## EXERCISE DESCRIPTION:
Wherever the string "this" shows up in a line, count that line. Give the total alone.

## PROVIDED MATERIAL:
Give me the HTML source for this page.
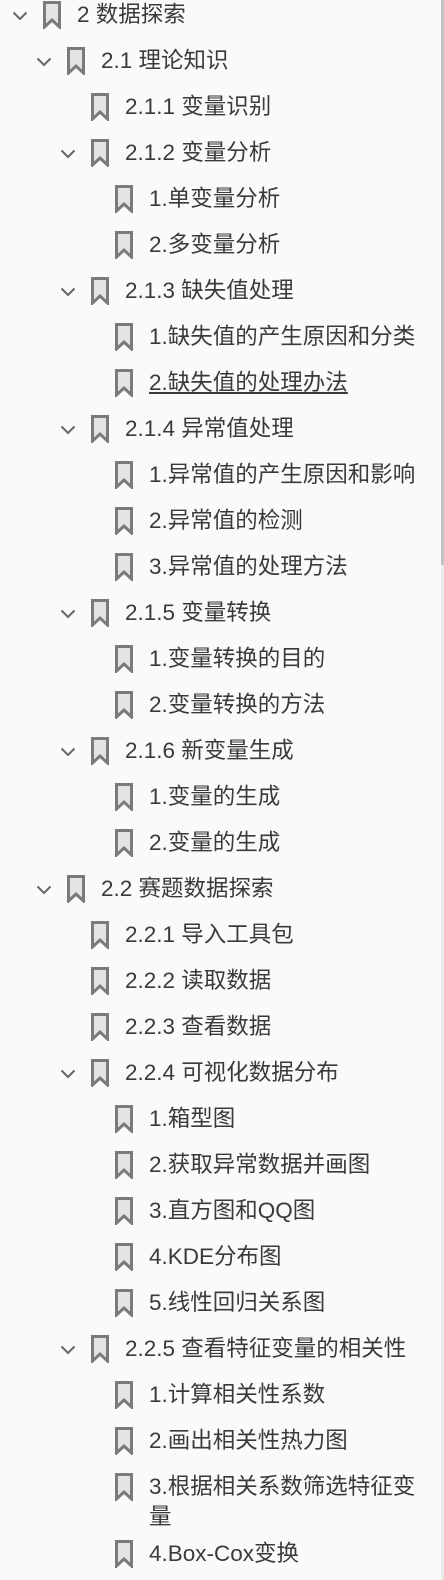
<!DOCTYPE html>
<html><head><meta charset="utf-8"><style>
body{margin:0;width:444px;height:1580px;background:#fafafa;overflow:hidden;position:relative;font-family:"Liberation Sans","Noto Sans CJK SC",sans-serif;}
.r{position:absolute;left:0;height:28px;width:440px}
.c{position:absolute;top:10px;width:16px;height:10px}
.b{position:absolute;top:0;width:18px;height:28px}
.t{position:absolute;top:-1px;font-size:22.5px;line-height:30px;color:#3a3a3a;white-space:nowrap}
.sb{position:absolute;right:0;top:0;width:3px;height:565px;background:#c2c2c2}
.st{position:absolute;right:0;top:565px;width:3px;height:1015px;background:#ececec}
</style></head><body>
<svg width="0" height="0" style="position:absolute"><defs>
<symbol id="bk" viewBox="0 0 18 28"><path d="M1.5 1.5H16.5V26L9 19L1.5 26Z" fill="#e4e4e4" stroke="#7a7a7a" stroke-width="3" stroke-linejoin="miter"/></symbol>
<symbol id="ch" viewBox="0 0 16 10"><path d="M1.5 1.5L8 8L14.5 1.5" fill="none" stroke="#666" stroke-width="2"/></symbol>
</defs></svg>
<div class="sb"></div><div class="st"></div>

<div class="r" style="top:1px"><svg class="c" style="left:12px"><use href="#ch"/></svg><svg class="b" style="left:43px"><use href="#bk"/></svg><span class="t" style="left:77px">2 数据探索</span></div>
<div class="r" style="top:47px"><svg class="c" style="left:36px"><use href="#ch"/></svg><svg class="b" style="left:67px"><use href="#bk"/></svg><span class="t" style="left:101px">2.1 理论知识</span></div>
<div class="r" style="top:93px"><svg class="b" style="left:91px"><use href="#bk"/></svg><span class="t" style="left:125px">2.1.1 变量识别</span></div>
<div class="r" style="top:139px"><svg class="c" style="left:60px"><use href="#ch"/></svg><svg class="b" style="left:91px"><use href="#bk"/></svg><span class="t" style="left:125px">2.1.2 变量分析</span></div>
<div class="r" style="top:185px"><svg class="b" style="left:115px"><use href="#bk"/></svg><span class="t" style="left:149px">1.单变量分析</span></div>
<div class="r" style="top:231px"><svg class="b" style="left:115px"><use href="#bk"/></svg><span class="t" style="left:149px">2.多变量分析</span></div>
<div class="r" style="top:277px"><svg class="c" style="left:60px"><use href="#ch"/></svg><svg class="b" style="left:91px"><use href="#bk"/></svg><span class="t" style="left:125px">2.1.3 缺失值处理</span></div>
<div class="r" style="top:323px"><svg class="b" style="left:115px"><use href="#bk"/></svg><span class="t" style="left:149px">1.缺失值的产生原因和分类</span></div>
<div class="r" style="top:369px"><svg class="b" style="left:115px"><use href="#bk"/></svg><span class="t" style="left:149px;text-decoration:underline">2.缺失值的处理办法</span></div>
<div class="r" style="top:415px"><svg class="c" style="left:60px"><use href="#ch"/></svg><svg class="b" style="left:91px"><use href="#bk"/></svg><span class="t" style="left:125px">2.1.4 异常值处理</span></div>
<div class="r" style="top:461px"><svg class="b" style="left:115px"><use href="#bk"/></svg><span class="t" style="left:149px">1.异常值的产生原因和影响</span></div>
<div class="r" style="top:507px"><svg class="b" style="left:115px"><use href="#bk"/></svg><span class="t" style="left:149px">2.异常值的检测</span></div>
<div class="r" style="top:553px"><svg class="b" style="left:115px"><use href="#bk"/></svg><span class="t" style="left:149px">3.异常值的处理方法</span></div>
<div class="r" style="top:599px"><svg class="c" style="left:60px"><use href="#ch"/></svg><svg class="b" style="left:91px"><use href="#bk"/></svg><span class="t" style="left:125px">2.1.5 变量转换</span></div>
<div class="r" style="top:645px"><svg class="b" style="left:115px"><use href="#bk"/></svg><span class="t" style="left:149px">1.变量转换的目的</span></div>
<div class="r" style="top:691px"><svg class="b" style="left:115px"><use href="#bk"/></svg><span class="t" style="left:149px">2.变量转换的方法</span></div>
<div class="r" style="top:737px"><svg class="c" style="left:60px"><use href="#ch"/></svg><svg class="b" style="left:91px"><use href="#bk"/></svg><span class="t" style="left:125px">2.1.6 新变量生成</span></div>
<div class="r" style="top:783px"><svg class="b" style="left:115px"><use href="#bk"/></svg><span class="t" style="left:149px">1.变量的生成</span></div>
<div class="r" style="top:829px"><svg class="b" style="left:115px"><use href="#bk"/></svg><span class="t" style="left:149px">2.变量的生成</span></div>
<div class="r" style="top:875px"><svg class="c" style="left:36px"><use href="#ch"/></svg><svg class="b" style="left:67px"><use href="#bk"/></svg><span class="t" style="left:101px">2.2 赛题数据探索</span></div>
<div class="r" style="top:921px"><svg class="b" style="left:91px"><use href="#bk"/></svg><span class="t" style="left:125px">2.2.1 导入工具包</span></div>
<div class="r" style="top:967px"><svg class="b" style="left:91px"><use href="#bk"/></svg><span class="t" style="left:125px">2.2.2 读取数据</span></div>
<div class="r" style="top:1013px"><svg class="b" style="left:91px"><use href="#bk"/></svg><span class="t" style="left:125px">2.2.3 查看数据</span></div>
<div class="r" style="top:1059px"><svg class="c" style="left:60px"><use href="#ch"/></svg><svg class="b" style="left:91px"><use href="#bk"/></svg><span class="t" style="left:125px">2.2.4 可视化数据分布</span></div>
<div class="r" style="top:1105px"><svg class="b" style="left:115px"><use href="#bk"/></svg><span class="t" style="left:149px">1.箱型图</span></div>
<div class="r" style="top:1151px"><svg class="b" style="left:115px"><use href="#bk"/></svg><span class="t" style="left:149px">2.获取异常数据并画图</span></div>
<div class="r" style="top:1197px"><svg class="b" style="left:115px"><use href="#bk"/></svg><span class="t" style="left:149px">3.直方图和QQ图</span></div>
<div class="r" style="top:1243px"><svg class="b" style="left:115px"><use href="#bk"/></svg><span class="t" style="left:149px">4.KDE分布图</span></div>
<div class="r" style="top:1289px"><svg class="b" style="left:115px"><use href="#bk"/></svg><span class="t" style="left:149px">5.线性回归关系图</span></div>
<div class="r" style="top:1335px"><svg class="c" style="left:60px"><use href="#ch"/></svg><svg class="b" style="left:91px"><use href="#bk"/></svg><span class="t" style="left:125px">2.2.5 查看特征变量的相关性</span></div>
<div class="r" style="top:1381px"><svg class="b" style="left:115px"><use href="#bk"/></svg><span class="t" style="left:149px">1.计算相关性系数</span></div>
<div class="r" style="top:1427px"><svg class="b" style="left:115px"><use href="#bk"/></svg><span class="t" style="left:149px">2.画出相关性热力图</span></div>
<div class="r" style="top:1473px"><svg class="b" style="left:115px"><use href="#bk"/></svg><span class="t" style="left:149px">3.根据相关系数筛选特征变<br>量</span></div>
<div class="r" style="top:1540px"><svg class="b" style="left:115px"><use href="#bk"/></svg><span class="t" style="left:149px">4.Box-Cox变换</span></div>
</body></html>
==
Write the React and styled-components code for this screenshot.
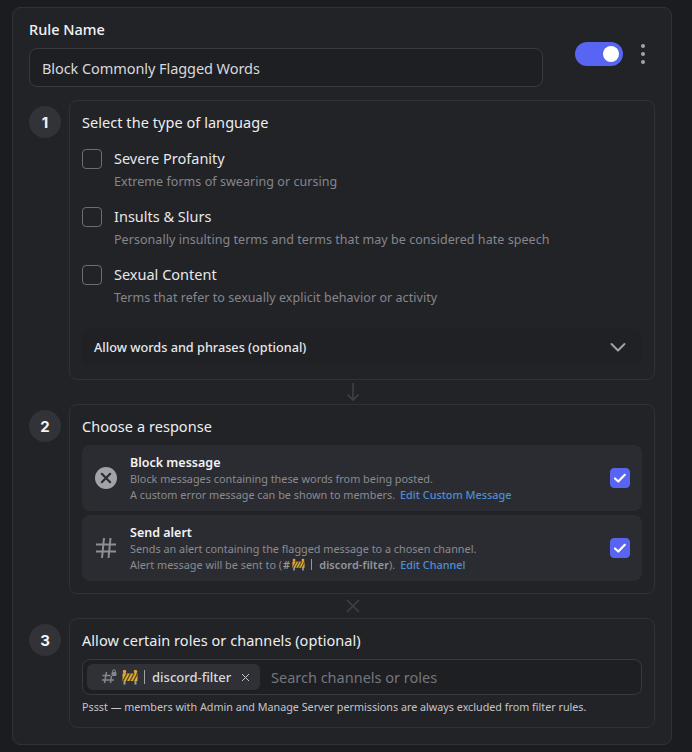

## FINISHED ANSWER:
2